HC Deb 22 March 1870 vol 200 cc423-4

SIR GEORGE JENKINSON moved for leave to introduce a Bill to alter and amend the Law in regard to the present system of the revision and commutation of Capital Sentences. In doing so, he took occasion to observe, in reply to what had fallen from the Secretary for the Home Department a few minutes previously, that if the right hon. Gentleman had stated to him that he did not consider it advisable in the interest of the public service to answer a Question of which he had given public notice a few days ago, he would, in conformity with such an intimation, have refrained from putting it.
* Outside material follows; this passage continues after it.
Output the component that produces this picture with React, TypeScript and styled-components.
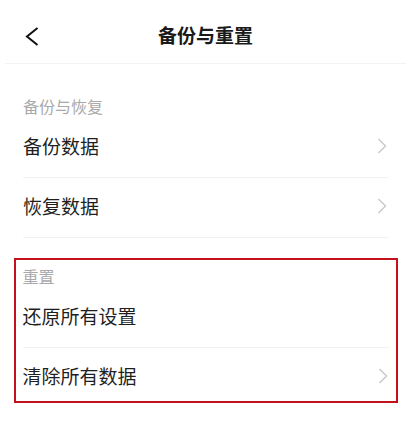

He must protest, in the name of the Members of that House, against having such remarks addressed to him, for doing that which he believed to be his duty, as the right hon. Gentleman had used. The country had a right to know why sentences were commuted, and nothing tended so much to diminish the respect of the lower classes of the people for the administration of justice as not to be informed why one person was hung and another not for the crime of murder. It was on that ground that he asked for leave to bring in the present Bill, and the Government would, he hoped, offer no opposition to its introduction.

MR. BRUCE

said, he should not object to the Motion. Nobody would be more relieved, if the efforts of the hon. Baronet at legislation on the subject with which the Bill proposed to deal should prove successful, than the individual who happened to occupy the position which he had the honour to hold in the Government.

Motion agreed to. Bill to alter and amend the Law in regard to the present system of the revision and commutation of Capital Sentences, ordered to be brought in by Sir GEORGE JENKINSON, Mr. STAVELEY HILL, and Mr. WREN-HOSKYNS.